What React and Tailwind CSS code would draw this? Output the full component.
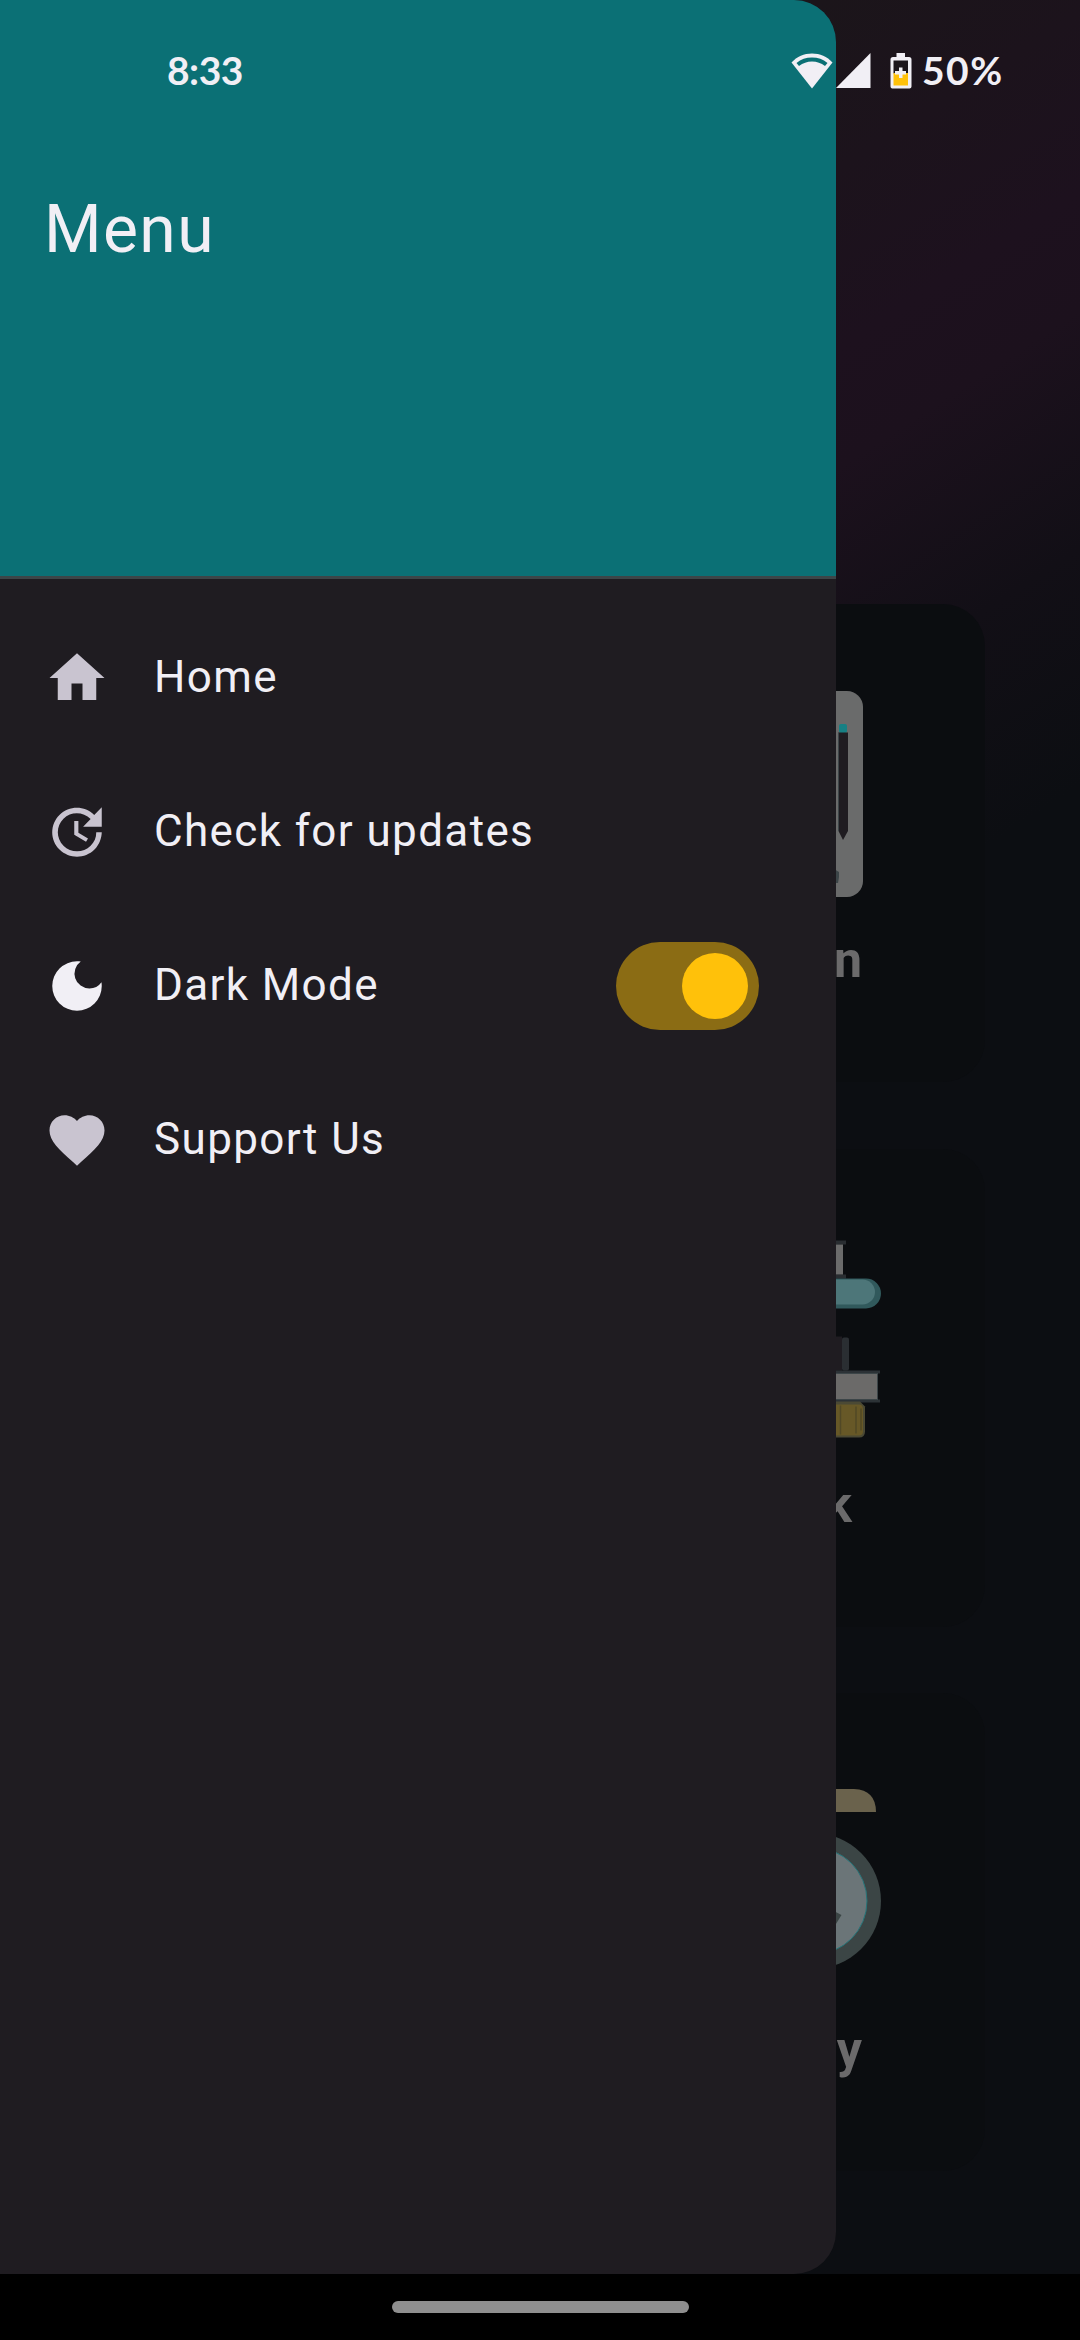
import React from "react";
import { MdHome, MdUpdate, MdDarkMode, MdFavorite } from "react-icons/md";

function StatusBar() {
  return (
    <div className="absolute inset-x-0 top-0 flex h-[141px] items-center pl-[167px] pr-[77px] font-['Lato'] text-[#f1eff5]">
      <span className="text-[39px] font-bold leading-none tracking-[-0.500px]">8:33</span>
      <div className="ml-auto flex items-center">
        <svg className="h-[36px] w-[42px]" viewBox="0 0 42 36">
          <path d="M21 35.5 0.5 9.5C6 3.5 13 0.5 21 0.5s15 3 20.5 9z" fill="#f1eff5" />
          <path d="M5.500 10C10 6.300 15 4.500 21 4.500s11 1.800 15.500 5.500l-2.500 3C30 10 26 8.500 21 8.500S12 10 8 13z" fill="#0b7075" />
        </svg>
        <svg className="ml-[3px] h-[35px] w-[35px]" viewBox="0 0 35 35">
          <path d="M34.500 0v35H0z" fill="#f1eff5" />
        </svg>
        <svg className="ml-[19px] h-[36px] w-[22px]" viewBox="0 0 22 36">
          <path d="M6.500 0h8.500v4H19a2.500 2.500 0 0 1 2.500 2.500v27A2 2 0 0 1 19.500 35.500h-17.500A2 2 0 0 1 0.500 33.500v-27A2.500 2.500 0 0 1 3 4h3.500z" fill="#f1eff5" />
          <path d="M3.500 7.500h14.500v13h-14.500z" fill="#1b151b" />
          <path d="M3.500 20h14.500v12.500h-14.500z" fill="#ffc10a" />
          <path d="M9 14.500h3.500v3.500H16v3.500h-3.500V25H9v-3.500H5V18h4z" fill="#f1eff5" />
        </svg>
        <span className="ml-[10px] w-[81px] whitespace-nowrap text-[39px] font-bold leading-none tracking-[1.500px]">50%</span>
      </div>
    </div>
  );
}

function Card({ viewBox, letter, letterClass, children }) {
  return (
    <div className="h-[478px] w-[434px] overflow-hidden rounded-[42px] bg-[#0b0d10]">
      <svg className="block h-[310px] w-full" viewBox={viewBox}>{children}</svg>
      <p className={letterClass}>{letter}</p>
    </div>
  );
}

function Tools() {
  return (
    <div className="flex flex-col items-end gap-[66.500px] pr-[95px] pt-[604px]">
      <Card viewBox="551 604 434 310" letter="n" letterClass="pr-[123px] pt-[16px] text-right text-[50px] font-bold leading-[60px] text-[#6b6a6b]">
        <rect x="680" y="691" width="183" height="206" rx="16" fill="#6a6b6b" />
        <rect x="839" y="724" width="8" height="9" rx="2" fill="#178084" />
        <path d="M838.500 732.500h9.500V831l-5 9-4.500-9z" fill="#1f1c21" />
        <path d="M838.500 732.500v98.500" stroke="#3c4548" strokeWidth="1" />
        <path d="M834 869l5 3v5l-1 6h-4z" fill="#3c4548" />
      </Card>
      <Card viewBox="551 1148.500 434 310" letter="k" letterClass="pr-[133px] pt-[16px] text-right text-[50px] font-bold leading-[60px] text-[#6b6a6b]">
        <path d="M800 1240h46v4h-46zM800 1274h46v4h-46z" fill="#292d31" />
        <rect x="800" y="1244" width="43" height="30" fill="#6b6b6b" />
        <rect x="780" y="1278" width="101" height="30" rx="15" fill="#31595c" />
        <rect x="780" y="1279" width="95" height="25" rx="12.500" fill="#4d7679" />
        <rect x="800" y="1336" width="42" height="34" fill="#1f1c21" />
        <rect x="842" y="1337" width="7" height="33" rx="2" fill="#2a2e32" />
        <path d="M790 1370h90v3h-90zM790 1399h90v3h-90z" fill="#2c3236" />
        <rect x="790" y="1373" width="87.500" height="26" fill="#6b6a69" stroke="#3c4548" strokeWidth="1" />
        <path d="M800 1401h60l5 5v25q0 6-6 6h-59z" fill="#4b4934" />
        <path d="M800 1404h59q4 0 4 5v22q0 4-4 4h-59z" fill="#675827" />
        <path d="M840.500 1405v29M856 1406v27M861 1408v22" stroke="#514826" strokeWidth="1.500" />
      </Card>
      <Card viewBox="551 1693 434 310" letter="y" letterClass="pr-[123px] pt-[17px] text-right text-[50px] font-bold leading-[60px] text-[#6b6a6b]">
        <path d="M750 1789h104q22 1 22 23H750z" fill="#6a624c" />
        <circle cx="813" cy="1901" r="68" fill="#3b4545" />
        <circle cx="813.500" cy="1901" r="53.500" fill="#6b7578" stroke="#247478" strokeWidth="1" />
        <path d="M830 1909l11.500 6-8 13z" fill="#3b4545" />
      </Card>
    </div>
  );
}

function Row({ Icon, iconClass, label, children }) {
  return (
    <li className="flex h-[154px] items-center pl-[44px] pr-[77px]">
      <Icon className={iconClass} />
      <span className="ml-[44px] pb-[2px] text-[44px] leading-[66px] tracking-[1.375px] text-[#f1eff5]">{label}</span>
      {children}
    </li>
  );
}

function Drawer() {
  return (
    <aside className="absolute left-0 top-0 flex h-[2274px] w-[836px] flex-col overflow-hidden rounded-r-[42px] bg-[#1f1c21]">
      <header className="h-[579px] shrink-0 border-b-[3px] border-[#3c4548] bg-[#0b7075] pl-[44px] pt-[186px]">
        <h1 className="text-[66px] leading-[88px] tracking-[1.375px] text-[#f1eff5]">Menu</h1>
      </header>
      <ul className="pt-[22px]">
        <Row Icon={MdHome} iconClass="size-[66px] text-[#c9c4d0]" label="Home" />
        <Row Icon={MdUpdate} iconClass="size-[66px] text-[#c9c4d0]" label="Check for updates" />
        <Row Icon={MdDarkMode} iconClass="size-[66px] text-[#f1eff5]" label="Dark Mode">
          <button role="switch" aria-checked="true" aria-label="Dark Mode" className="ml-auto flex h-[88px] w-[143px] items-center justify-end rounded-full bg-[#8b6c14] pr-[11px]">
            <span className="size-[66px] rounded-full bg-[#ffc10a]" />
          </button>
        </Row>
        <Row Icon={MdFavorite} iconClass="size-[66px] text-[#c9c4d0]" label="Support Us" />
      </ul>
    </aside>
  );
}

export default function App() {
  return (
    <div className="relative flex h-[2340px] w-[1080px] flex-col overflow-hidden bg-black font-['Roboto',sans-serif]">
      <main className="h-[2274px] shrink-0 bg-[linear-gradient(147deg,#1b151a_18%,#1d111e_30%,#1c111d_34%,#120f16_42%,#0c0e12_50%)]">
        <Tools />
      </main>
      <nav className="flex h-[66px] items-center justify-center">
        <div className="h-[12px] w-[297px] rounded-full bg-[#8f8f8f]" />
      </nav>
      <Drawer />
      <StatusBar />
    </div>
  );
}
□ □ □ □
Strip out the pictures and quote the remaining data word for word.

▸ **SOLVED EXERCISE**
What React and Tailwind CSS code would draw this? Output the full component.
import React from "react";
import { MdHome, MdUpdate, MdDarkMode, MdFavorite } from "react-icons/md";

function StatusBar() {
  return (
    <div className="absolute inset-x-0 top-0 flex h-[141px] items-center pl-[167px] pr-[77px] font-['Lato'] text-[#f1eff5]">
      <span className="text-[39px] font-bold leading-none tracking-[-0.500px]">8:33</span>
      <div className="ml-auto flex items-center">
        <svg className="h-[36px] w-[42px]" viewBox="0 0 42 36">
          <path d="M21 35.5 0.5 9.5C6 3.5 13 0.5 21 0.5s15 3 20.5 9z" fill="#f1eff5" />
          <path d="M5.500 10C10 6.300 15 4.500 21 4.500s11 1.800 15.500 5.500l-2.500 3C30 10 26 8.500 21 8.500S12 10 8 13z" fill="#0b7075" />
        </svg>
        <svg className="ml-[3px] h-[35px] w-[35px]" viewBox="0 0 35 35">
          <path d="M34.500 0v35H0z" fill="#f1eff5" />
        </svg>
        <svg className="ml-[19px] h-[36px] w-[22px]" viewBox="0 0 22 36">
          <path d="M6.500 0h8.500v4H19a2.500 2.500 0 0 1 2.500 2.500v27A2 2 0 0 1 19.500 35.500h-17.500A2 2 0 0 1 0.500 33.500v-27A2.500 2.500 0 0 1 3 4h3.500z" fill="#f1eff5" />
          <path d="M3.500 7.500h14.500v13h-14.500z" fill="#1b151b" />
          <path d="M3.500 20h14.500v12.500h-14.500z" fill="#ffc10a" />
          <path d="M9 14.500h3.500v3.500H16v3.500h-3.500V25H9v-3.500H5V18h4z" fill="#f1eff5" />
        </svg>
        <span className="ml-[10px] w-[81px] whitespace-nowrap text-[39px] font-bold leading-none tracking-[1.500px]">50%</span>
      </div>
    </div>
  );
}

function Card({ viewBox, letter, letterClass, children }) {
  return (
    <div className="h-[478px] w-[434px] overflow-hidden rounded-[42px] bg-[#0b0d10]">
      <svg className="block h-[310px] w-full" viewBox={viewBox}>{children}</svg>
      <p className={letterClass}>{letter}</p>
    </div>
  );
}

function Tools() {
  return (
    <div className="flex flex-col items-end gap-[66.500px] pr-[95px] pt-[604px]">
      <Card viewBox="551 604 434 310" letter="n" letterClass="pr-[123px] pt-[16px] text-right text-[50px] font-bold leading-[60px] text-[#6b6a6b]">
        <rect x="680" y="691" width="183" height="206" rx="16" fill="#6a6b6b" />
        <rect x="839" y="724" width="8" height="9" rx="2" fill="#178084" />
        <path d="M838.500 732.500h9.500V831l-5 9-4.500-9z" fill="#1f1c21" />
        <path d="M838.500 732.500v98.500" stroke="#3c4548" strokeWidth="1" />
        <path d="M834 869l5 3v5l-1 6h-4z" fill="#3c4548" />
      </Card>
      <Card viewBox="551 1148.500 434 310" letter="k" letterClass="pr-[133px] pt-[16px] text-right text-[50px] font-bold leading-[60px] text-[#6b6a6b]">
        <path d="M800 1240h46v4h-46zM800 1274h46v4h-46z" fill="#292d31" />
        <rect x="800" y="1244" width="43" height="30" fill="#6b6b6b" />
        <rect x="780" y="1278" width="101" height="30" rx="15" fill="#31595c" />
        <rect x="780" y="1279" width="95" height="25" rx="12.500" fill="#4d7679" />
        <rect x="800" y="1336" width="42" height="34" fill="#1f1c21" />
        <rect x="842" y="1337" width="7" height="33" rx="2" fill="#2a2e32" />
        <path d="M790 1370h90v3h-90zM790 1399h90v3h-90z" fill="#2c3236" />
        <rect x="790" y="1373" width="87.500" height="26" fill="#6b6a69" stroke="#3c4548" strokeWidth="1" />
        <path d="M800 1401h60l5 5v25q0 6-6 6h-59z" fill="#4b4934" />
        <path d="M800 1404h59q4 0 4 5v22q0 4-4 4h-59z" fill="#675827" />
        <path d="M840.500 1405v29M856 1406v27M861 1408v22" stroke="#514826" strokeWidth="1.500" />
      </Card>
      <Card viewBox="551 1693 434 310" letter="y" letterClass="pr-[123px] pt-[17px] text-right text-[50px] font-bold leading-[60px] text-[#6b6a6b]">
        <path d="M750 1789h104q22 1 22 23H750z" fill="#6a624c" />
        <circle cx="813" cy="1901" r="68" fill="#3b4545" />
        <circle cx="813.500" cy="1901" r="53.500" fill="#6b7578" stroke="#247478" strokeWidth="1" />
        <path d="M830 1909l11.500 6-8 13z" fill="#3b4545" />
      </Card>
    </div>
  );
}

function Row({ Icon, iconClass, label, children }) {
  return (
    <li className="flex h-[154px] items-center pl-[44px] pr-[77px]">
      <Icon className={iconClass} />
      <span className="ml-[44px] pb-[2px] text-[44px] leading-[66px] tracking-[1.375px] text-[#f1eff5]">{label}</span>
      {children}
    </li>
  );
}

function Drawer() {
  return (
    <aside className="absolute left-0 top-0 flex h-[2274px] w-[836px] flex-col overflow-hidden rounded-r-[42px] bg-[#1f1c21]">
      <header className="h-[579px] shrink-0 border-b-[3px] border-[#3c4548] bg-[#0b7075] pl-[44px] pt-[186px]">
        <h1 className="text-[66px] leading-[88px] tracking-[1.375px] text-[#f1eff5]">Menu</h1>
      </header>
      <ul className="pt-[22px]">
        <Row Icon={MdHome} iconClass="size-[66px] text-[#c9c4d0]" label="Home" />
        <Row Icon={MdUpdate} iconClass="size-[66px] text-[#c9c4d0]" label="Check for updates" />
        <Row Icon={MdDarkMode} iconClass="size-[66px] text-[#f1eff5]" label="Dark Mode">
          <button role="switch" aria-checked="true" aria-label="Dark Mode" className="ml-auto flex h-[88px] w-[143px] items-center justify-end rounded-full bg-[#8b6c14] pr-[11px]">
            <span className="size-[66px] rounded-full bg-[#ffc10a]" />
          </button>
        </Row>
        <Row Icon={MdFavorite} iconClass="size-[66px] text-[#c9c4d0]" label="Support Us" />
      </ul>
    </aside>
  );
}

export default function App() {
  return (
    <div className="relative flex h-[2340px] w-[1080px] flex-col overflow-hidden bg-black font-['Roboto',sans-serif]">
      <main className="h-[2274px] shrink-0 bg-[linear-gradient(147deg,#1b151a_18%,#1d111e_30%,#1c111d_34%,#120f16_42%,#0c0e12_50%)]">
        <Tools />
      </main>
      <nav className="flex h-[66px] items-center justify-center">
        <div className="h-[12px] w-[297px] rounded-full bg-[#8f8f8f]" />
      </nav>
      <Drawer />
      <StatusBar />
    </div>
  );
}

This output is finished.